The Hangover souls, the ones Aleksandra Artemova described when we first met her, are right here. You can feel them in the air their unpretentious creativity.

It feels like a gentle rebellion against the sterile side of fashion and nightlife. Here, there’s a texture, with people that feel real, with a real presence. There’s a lot of black around, especially in clothes, but everything feels bright. Nothing somber, nothing too serious. You know when you walk into a club and you can just feel that the energy’s kind of stiff, not flowing right, a bit too serious for no real reason?

At the beginning, we chat with N, the art director of DKR, warm, sharp.
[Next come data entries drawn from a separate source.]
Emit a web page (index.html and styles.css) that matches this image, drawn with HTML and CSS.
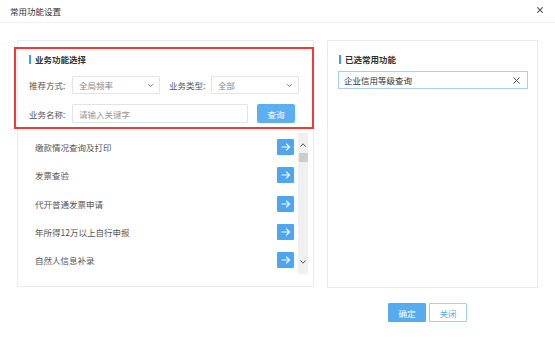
FILE: index.html
```html
<!DOCTYPE html>
<html lang="zh-CN">
<head>
<meta charset="utf-8">
<title>常用功能设置</title>
<link rel="stylesheet" href="styles.css">
</head>
<body>
<div class="dialog">
  <div class="header">
    <span class="title">常用功能设置</span>
    <svg class="close" width="6" height="6" viewBox="0 0 6 6"><path d="M0.3 0.3L5.7 5.7M5.7 0.3L0.3 5.7" stroke="#555" stroke-width="1.1" fill="none"/></svg>
  </div>
  <div class="main">
    <div class="panel left">
      <div class="filter">
        <div class="sec-title">业务功能选择</div>
        <div class="row first">
          <span class="label">推荐方式:</span>
          <div class="select"><span class="val">全局频率</span><svg width="5" height="3" viewBox="0 0 5 3"><path d="M0.3 0.3L2.5 2.6L4.7 0.3" stroke="#666" stroke-width="0.9" fill="none"/></svg></div>
          <span class="label label2">业务类型:</span>
          <div class="select"><span class="val">全部</span><svg width="5" height="3" viewBox="0 0 5 3"><path d="M0.3 0.3L2.5 2.6L4.7 0.3" stroke="#666" stroke-width="0.9" fill="none"/></svg></div>
        </div>
        <div class="row second">
          <span class="label">业务名称:</span>
          <input class="keyword" type="text" placeholder="请输入关键字">
          <button class="btn-query">查询</button>
        </div>
      </div>
      <div class="list-wrap">
        <ul class="list">
          <li><span>缴款情况查询及打印</span><span class="add"><svg width="17" height="16" viewBox="0 0 17 16"><path d="M4.5 8H12.5M9.2 4.7L12.5 8L9.2 11.3" stroke="#fff" stroke-width="1.1" fill="none"/></svg></span></li>
          <li><span>发票查验</span><span class="add"><svg width="17" height="16" viewBox="0 0 17 16"><path d="M4.5 8H12.5M9.2 4.7L12.5 8L9.2 11.3" stroke="#fff" stroke-width="1.1" fill="none"/></svg></span></li>
          <li><span>代开普通发票申请</span><span class="add"><svg width="17" height="16" viewBox="0 0 17 16"><path d="M4.5 8H12.5M9.2 4.7L12.5 8L9.2 11.3" stroke="#fff" stroke-width="1.1" fill="none"/></svg></span></li>
          <li><span>年所得12万以上自行申报</span><span class="add"><svg width="17" height="16" viewBox="0 0 17 16"><path d="M4.5 8H12.5M9.2 4.7L12.5 8L9.2 11.3" stroke="#fff" stroke-width="1.1" fill="none"/></svg></span></li>
          <li><span>自然人信息补录</span><span class="add"><svg width="17" height="16" viewBox="0 0 17 16"><path d="M4.5 8H12.5M9.2 4.7L12.5 8L9.2 11.3" stroke="#fff" stroke-width="1.1" fill="none"/></svg></span></li>
        </ul>
        <div class="scrollbar">
          <div class="sb-up"><svg width="6" height="4" viewBox="0 0 6 4"><path d="M0.4 3.6L3 0.8L5.6 3.6" stroke="#555" stroke-width="1" fill="none"/></svg></div>
          <div class="sb-thumb"></div>
          <div class="sb-space"></div>
          <div class="sb-down"><svg width="6" height="4" viewBox="0 0 6 4"><path d="M0.4 0.4L3 3.2L5.6 0.4" stroke="#555" stroke-width="1" fill="none"/></svg></div>
        </div>
      </div>
    </div>
    <div class="panel right">
      <div class="sec-title">已选常用功能</div>
      <div class="chosen">
        <span>企业信用等级查询</span>
        <svg width="7" height="7" viewBox="0 0 7 7"><path d="M0.4 0.4L6.6 6.6M6.6 0.4L0.4 6.6" stroke="#555" stroke-width="1" fill="none"/></svg>
      </div>
    </div>
  </div>
  <div class="footer">
    <button class="btn-ok">确定</button>
    <button class="btn-cancel">关闭</button>
  </div>
</div>
</body>
</html>
```

FILE: styles.css
```css
* { box-sizing: border-box; }
html, body {
  margin: 0;
  padding: 0;
  background: #fff;
}
body {
  width: 555px;
  height: 355px;
  overflow: hidden;
  font-family: "Noto Sans CJK SC", "Noto Sans", sans-serif;
  font-size: 8.5px;
  color: #555;
}
.header {
  height: 23px;
  border-bottom: 1px solid #efefef;
  display: flex;
  align-items: center;
  justify-content: space-between;
  padding: 0 12px 0 10px;
}
.title {
  color: #333;
  line-height: 22px;
  margin-top: -1px;
}
.close { display: block; margin-top: -2px; }
.main {
  display: flex;
  padding: 17px 0 0 17px;
  gap: 13px;
  align-items: flex-start;
}
.panel {
  border: 1px solid #ebebeb;
  background: #fff;
}
.panel.left {
  width: 297px;
  height: 247px;
}
.panel.right {
  width: 211px;
  height: 248px;
  padding: 12px 9px 0 10px;
}
.filter {
  margin: 6px -1px 0 -4px;
  border: 2px solid #f03a3a;
  padding: 4px 0 4px 13px;
}
.sec-title {
  height: 12px;
  line-height: 12px;
  font-weight: bold;
  color: #333;
  display: flex;
  align-items: center;
}
.sec-title::before {
  content: "";
  display: block;
  width: 2px;
  height: 9px;
  background: #3d9cf0;
  margin-right: 4px;
}
.panel.right .sec-title { padding-left: 1px; }
.row {
  display: flex;
  align-items: center;
}
.row.first { margin-top: 11px; height: 18px; }
.row.second { margin-top: 10px; height: 19px; }
.label {
  width: 43px;
  color: #555;
}
.label2 { width: 42px; margin-left: 9px; }
.select {
  width: 88px;
  height: 18px;
  border: 1px solid #e4e4e4;
  border-radius: 1px;
  display: flex;
  align-items: center;
  justify-content: space-between;
  padding: 0 6px 0 6px;
}
.select .val { color: #888; }
.select svg { display: block; margin-top: 1px; }
.keyword {
  width: 176px;
  height: 19px;
  border: 1px solid #e4e4e4;
  border-radius: 1px;
  padding: 0 6px;
  font-family: inherit;
  font-size: 8.5px;
  color: #555;
  outline: none;
}
.keyword::placeholder { color: #999; }
.btn-query {
  margin-left: 9px;
  width: 38px;
  height: 19px;
  border: none;
  border-radius: 2px;
  background: #5cb0f2;
  color: #fff;
  font-family: inherit;
  font-size: 8.5px;
  padding: 0;
}
.list-wrap {
  display: flex;
  margin: 4px 5px 0 17px;
  height: 141px;
}
.list {
  flex: 1;
  list-style: none;
  margin: 0;
  padding: 0 4px 0 0;
}
.list li {
  height: 28.25px;
  display: flex;
  align-items: center;
  justify-content: space-between;
  color: #555;
}
.add {
  width: 17px;
  height: 16px;
  background: #4ea6f0;
  border-radius: 1px;
  display: block;
}
.add svg { display: block; }
.scrollbar {
  width: 10px;
  background: #f0f0f0;
  display: flex;
  flex-direction: column;
  align-items: center;
}
.sb-up { height: 20px; padding-top: 10px; }
.sb-up svg, .sb-down svg { display: block; }
.sb-thumb {
  width: 9px;
  height: 9px;
  background: #cdcdcd;
  margin-left: 1px;
}
.sb-space { flex: 1; }
.sb-down { height: 20px; padding-top: 6px; }
.chosen {
  margin-top: 6px;
  height: 18px;
  border: 1px solid #a6cff2;
  display: flex;
  align-items: center;
  justify-content: space-between;
  padding: 0 7px 0 5px;
  color: #333;
}
.chosen svg { display: block; }
.footer {
  display: flex;
  gap: 3px;
  padding-left: 388px;
  margin-top: 15px;
}
.footer button {
  width: 38px;
  height: 19px;
  border-radius: 1px;
  font-family: inherit;
  font-size: 8.5px;
  padding: 0;
}
.btn-ok {
  background: #56acef;
  border: 1px solid #56acef;
  color: #fff;
}
.btn-cancel {
  background: #fff;
  border: 1px solid #a4cff3;
  color: #5aa8ea;
}
```
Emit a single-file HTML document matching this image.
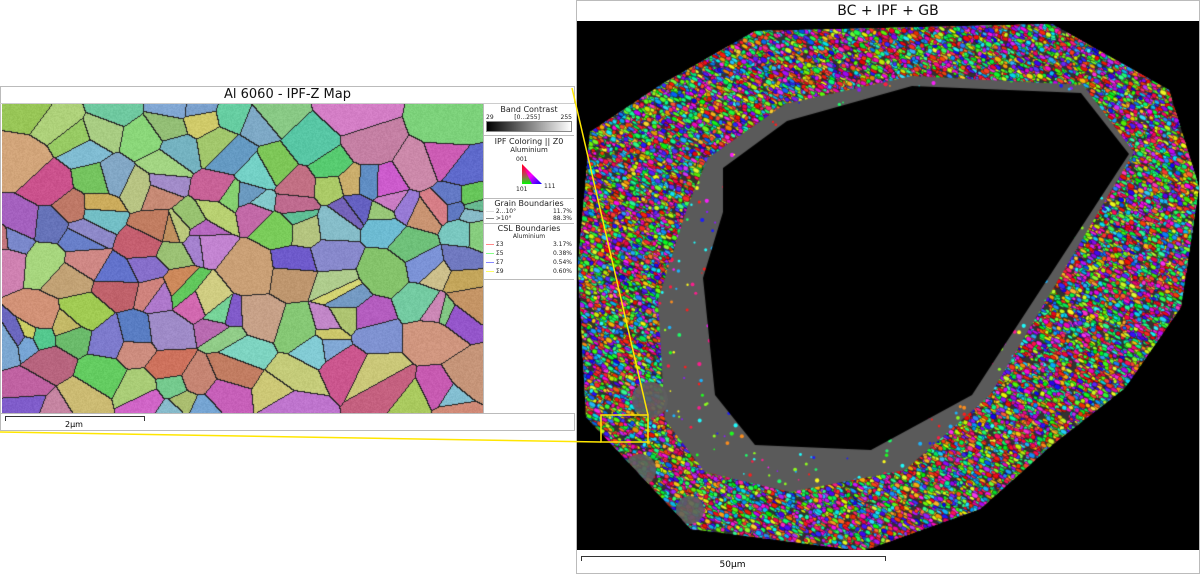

He tells us Theres life in Milan,” he says, for modern club culture, you just have to give it space.” 

Then there’s the “CEO” of DKR, equally kind, equally passionate, talking about how this new wave of events is reimagining what nightlife can mean, less ego, more community, more experimentation. For its part, DKR is the perfect kind of space. A compact club with a dancefloor just the right size to make you feel included, yet full of little corners, both on the ground floor and upstairs, that add the kind of detail that truly makes the difference.

 

 

As the day drifts into night, the energy doesn’t fade, it matures. The DJs’ selections get deeper, as the crowd softens into a kind of collective trance. Conversations become more intimate, laughter echoes longer, tattoos get their final lines… There’s something very human about it all.

When the lights dim and we start packing up our stuff, it’s clear that Milan is awake, quietly, sometimes unconsciously, awake. Hangover didn’t just take over DKR but did its part to remember us that creativity, when shared, is still the most powerful thing we’ve got.